BOJ keeps policy steady despite recession, sees capex rebound

19 Nov 2015 | Author: | No comments yet »

Bank of Japan holds fire on stimulus despite recession.

TOKYO — The Bank of Japan left its monetary stimulus unchanged on Thursday, indicating that the second recession since Prime Minister Shinzo Abe took office isn’t enough to alter Governor Haruhiko Kuroda’s view that the inflationary trend is improving. The BoJ’s decision to keep already unprecedented stimulus unchanged was forecast by all 41 economists in a Bloomberg survey and comes days after a report showing Japan fell back into a recession in the six months through September. Japan’s central bank held fire on expanding its monetary easing programme even as the world’s third-largest economy slipped into its second recession in two years and monthly exports fell. Haruhiko Kuroda on Thursday brushed aside Japan’s recent recession, saying it wasn’t due to weaker demand but inventory adjustments, although he signaled concern over wages and capital spending.

Kuroda said that a 0.8% shrinkage in Japan’s July-September gross domestic product was “mostly” due to a reduction in inventories. “Final demand grew quite strongly” in the third quarter, meaning that the “situation is very different” from the previous three months, when GDP decreased 0.7%, he said.

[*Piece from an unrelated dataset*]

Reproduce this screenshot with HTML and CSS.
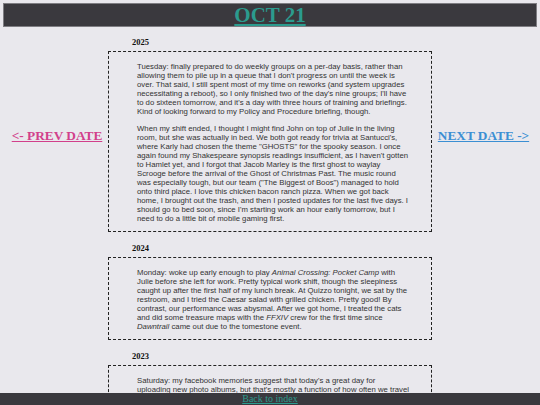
FILE: index.html
```html
<!DOCTYPE html>
<html lang="en">
<head>
    <meta charset="UTF-8">
    <meta name="viewport" content="width=device-width, initial-scale=1.0">
    <title>Oct 21</title>
    <link rel="stylesheet" href="styles.css">
</head>
<body>
    <div class="header">
        <h1><a href="#">OCT 21</a></h1>
    </div>

    <div class="layout">
        <div class="side side-left">
            <a class="nav-link prev" href="#">&lt;- PREV DATE</a>
        </div>

        <div class="entries">
            <div class="entry">
                <h3 class="year">2025</h3>
                <div class="entry-box">
                    <p>Tuesday: finally prepared to do weekly groups on a per-day basis, rather than allowing them to pile up in a queue that I don't progress on until the week is over. That said, I still spent most of my time on reworks (and system upgrades necessitating a reboot), so I only finished two of the day's nine groups; I'll have to do sixteen tomorrow, and it's a day with three hours of training and briefings. Kind of looking forward to my Policy and Procedure briefing, though.</p>
                    <p>When my shift ended, I thought I might find John on top of Julie in the living room, but she was actually in bed. We both got ready for trivia at Santucci's, where Karly had chosen the theme "GHOSTS" for the spooky season. I once again found my Shakespeare synopsis readings insufficient, as I haven't gotten to Hamlet yet, and I forgot that Jacob Marley is the first ghost to waylay Scrooge before the arrival of the Ghost of Christmas Past. The music round was especially tough, but our team ("The Biggest of Boos") managed to hold onto third place. I love this chicken bacon ranch pizza. When we got back home, I brought out the trash, and then I posted updates for the last five days. I should go to bed soon, since I'm starting work an hour early tomorrow, but I need to do a little bit of mobile gaming first.</p>
                </div>
            </div>

            <div class="entry">
                <h3 class="year">2024</h3>
                <div class="entry-box">
                    <p>Monday: woke up early enough to play <i>Animal Crossing: Pocket Camp</i> with Julie before she left for work. Pretty typical work shift, though the sleepiness caught up after the first half of my lunch break. At Quizzo tonight, we sat by the restroom, and I tried the Caesar salad with grilled chicken. Pretty good! By contrast, our performance was abysmal. After we got home, I treated the cats and did some treasure maps with the <i>FFXIV</i> crew for the first time since <i>Dawntrail</i> came out due to the tomestone event.</p>
                </div>
            </div>

            <div class="entry">
                <h3 class="year">2023</h3>
                <div class="entry-box">
                    <p>Saturday: my facebook memories suggest that today's a great day for uploading new photo albums, but that's mostly a function of how often we travel around this time of year. Julie and I slept in, then spent the afternoon sorting through pictures and picking out the good ones.</p>
                </div>
            </div>
        </div>

        <div class="side side-right">
            <a class="nav-link next" href="#">NEXT DATE -&gt;</a>
        </div>
    </div>

    <div class="footer">
        <a href="#">Back to index</a>
    </div>
</body>
</html>
```

FILE: styles.css
```css
body {
    margin: 0;
    background: #e9e8ed;
    font-family: "Liberation Serif", "Times New Roman", serif;
    padding-bottom: 20px;
}

.header {
    margin: 3px 3px 0;
    background: #3a393e;
    border: 1px solid #7e7d82;
    text-align: center;
}

.header h1 {
    margin: 0;
    font-size: 21px;
    line-height: 22px;
}

.header a {
    color: #2b9b8e;
}

.layout {
    display: grid;
    grid-template-columns: 20% 60% 20%;
    padding-top: 10px;
}

.side {
    text-align: center;
    padding-top: 89px;
}

.side-left {
    padding-left: 6px;
}

.side-right {
    padding-right: 5px;
}

.nav-link {
    font-weight: bold;
    font-size: 13.3px;
}

.prev {
    color: #d2408b;
}

.next {
    color: #3b8fd3;
}

.entry {
    margin-bottom: 11px;
}

.year {
    margin: 0 0 4px 24px;
    font-size: 8.5px;
    color: #111;
}

.entry-box {
    border: 1px dashed #222;
    padding: 2px 21px 0 28px;
}

.entry-box p {
    margin: 8px 0;
    font-family: "Liberation Sans", Arial, sans-serif;
    font-size: 7.75px;
    line-height: 9px;
    color: #333;
}

.footer {
    position: fixed;
    left: 0;
    right: 0;
    bottom: 0;
    height: 12px;
    background: #3a393e;
    text-align: center;
    font-size: 10px;
    line-height: 12px;
}

.footer a {
    color: #2b9b8e;
}
```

Economists are divided into two camps – one expecting further easing early next year and another projecting no further action for the foreseeable future. “The BOJ is already doing massive easing, and I don’t think they want to do more because the additional impact will be limited,” said Maiko Noguchi, an economist at Daiwa Securities Group Inc and a former official at the central bank. Some analysts anticipate the BoJ will be forced to expand its massive 80 trillion yen ($665 billion) annual asset-buying scheme, launched more than two years ago to kickstart growth and end deflation — the chronic decline in prices that has sapped growth for years. Twenty-one of 41 economists surveyed forecast the bank will add stimulus by April 2016 while 19 don’t expect additional stimulus, according to the poll conducted from Nov 13-17. Asked about his views on the consecutive declines in GDP growth — the technical definition of a recession — BoJ Governor Haruhiko Kuroda told a news conference that the economy is better than the figures suggest.

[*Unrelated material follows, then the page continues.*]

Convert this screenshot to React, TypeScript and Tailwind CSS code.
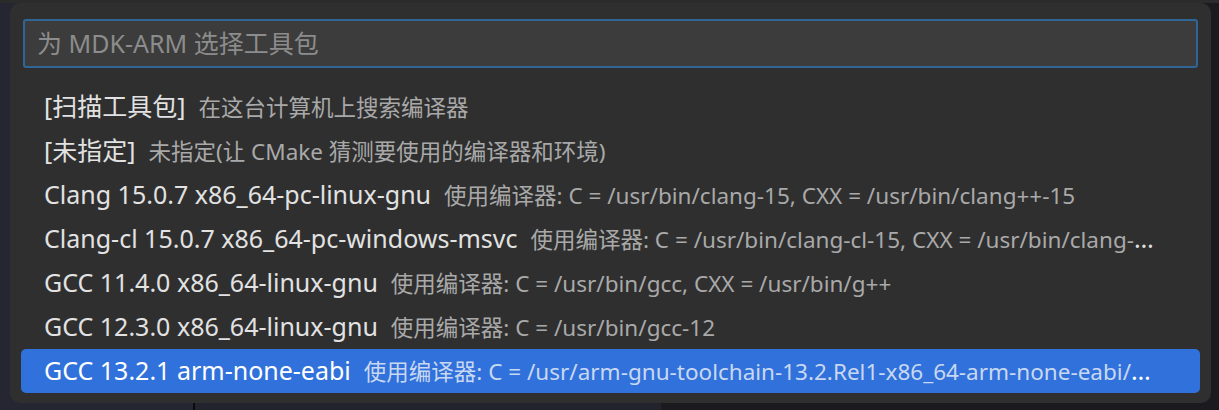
import React from "react";

type Item = { label: string; description: string };

const items: Item[] = [
  { label: "[扫描工具包]", description: "在这台计算机上搜索编译器" },
  { label: "[未指定]", description: "未指定(让 CMake 猜测要使用的编译器和环境)" },
  {
    label: "Clang 15.0.7 x86_64-pc-linux-gnu",
    description: "使用编译器: C = /usr/bin/clang-15, CXX = /usr/bin/clang++-15",
  },
  {
    label: "Clang-cl 15.0.7 x86_64-pc-windows-msvc",
    description: "使用编译器: C = /usr/bin/clang-cl-15, CXX = /usr/bin/clang-cl-15",
  },
  {
    label: "GCC 11.4.0 x86_64-linux-gnu",
    description: "使用编译器: C = /usr/bin/gcc, CXX = /usr/bin/g++",
  },
  {
    label: "GCC 12.3.0 x86_64-linux-gnu",
    description: "使用编译器: C = /usr/bin/gcc-12",
  },
  {
    label: "GCC 13.2.1 arm-none-eabi",
    description:
      "使用编译器: C = /usr/arm-gnu-toolchain-13.2.Rel1-x86_64-arm-none-eabi/bin/arm-none-eabi-gcc",
  },
];

const selected = 6;

export default function App() {
  return (
    <div
      className="relative w-[1219px] h-[410px] overflow-hidden bg-[#23242e]"
      style={{ fontFamily: '"Noto Sans", "Noto Sans CJK SC", sans-serif' }}
    >
      {/* editor behind the picker */}
      <div className="h-[3px] bg-[#2b2b2b]" />
      <div className="flex h-[407px]">
        <div className="w-[193px] bg-[#252631]" />
        <div className="w-[2px] bg-[#0b0b0d]" />
        <div className="w-[466px] bg-[#22232c]" />
        <div className="flex-1 bg-[#1b1b1f]" />
      </div>

      {/* quick pick */}
      <div className="absolute left-[10px] top-[3px] w-[1201px] h-[400px] rounded-[10px] bg-[#2f2f2f] px-[11px] pt-[16px]">
        <div className="mx-[2px] h-[49px] rounded-[3px] border-2 border-[#2f6597] bg-[#3c3c3c] flex items-center px-[12px]">
          <span className="text-[25px] text-[#8c8c8c]">为 MDK-ARM 选择工具包</span>
        </div>

        <div className="mt-[17px] flex flex-col">
          {items.map((item, i) => (
            <div
              key={item.label}
              className={`h-[44px] rounded-[5px] flex items-center pl-[23px] pr-[38px] ${
                i === selected ? "bg-[#3071db]" : ""
              }`}
            >
              <div
                className={`truncate text-[25px] leading-[44px] ${
                  i === selected ? "text-white" : "text-[#e2e2e2]"
                }`}
              >
                {item.label}
                <span
                  className={`ml-[13px] text-[22.5px] ${
                    i === selected ? "text-[#c9d8f2]" : "text-[#a9a9a9]"
                  }`}
                >
                  {item.description}
                </span>
              </div>
            </div>
          ))}
        </div>
      </div>
    </div>
  );
}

Kuroda said some indicators on capital investment have been “weak” recently, in contrast with past corporate surveys suggesting that firms are eager to bolster spending this year. “Compared with their bullish investment plans, I feel that actual capital spending is being delayed a little,” he said. And in data released earlier Thursday, the finance ministry announced that exports declined in October for the first time in more than a year, as economic growth in giant neighbour China slows.

Also, wage growth has been sluggish, and it is possible that the recent lack of change in consumer price indexes could affect the future direction of wages and inflation, he said. Overseas shipments by value declined 2.1 percent, the first fall since August of last year, while the value of exports by Japanese companies to China shrank 3.6 percent in October, the ministry said, as growth in the world’s second-largest economy slows. “Japan’s economy has continued to recover moderately, although exports and production have been affected by the slowdown in emerging economies,” the bank said in a statement Thursday. “Inflation expectations appear to be rising on the whole from a somewhat longer-term perspective, although some indicators have recently shown relatively weak developments,” it said in the dry, carefully phrased language of global central banks. The BoJ last month was forced to cut its growth outlook and pushed back the timeline for a key inflation target as earlier, more optimistic predictions failed to come true.

The US central bank is expected to raise interest rates, based on comments by Fed officials who held out the possibility of a December rate increase.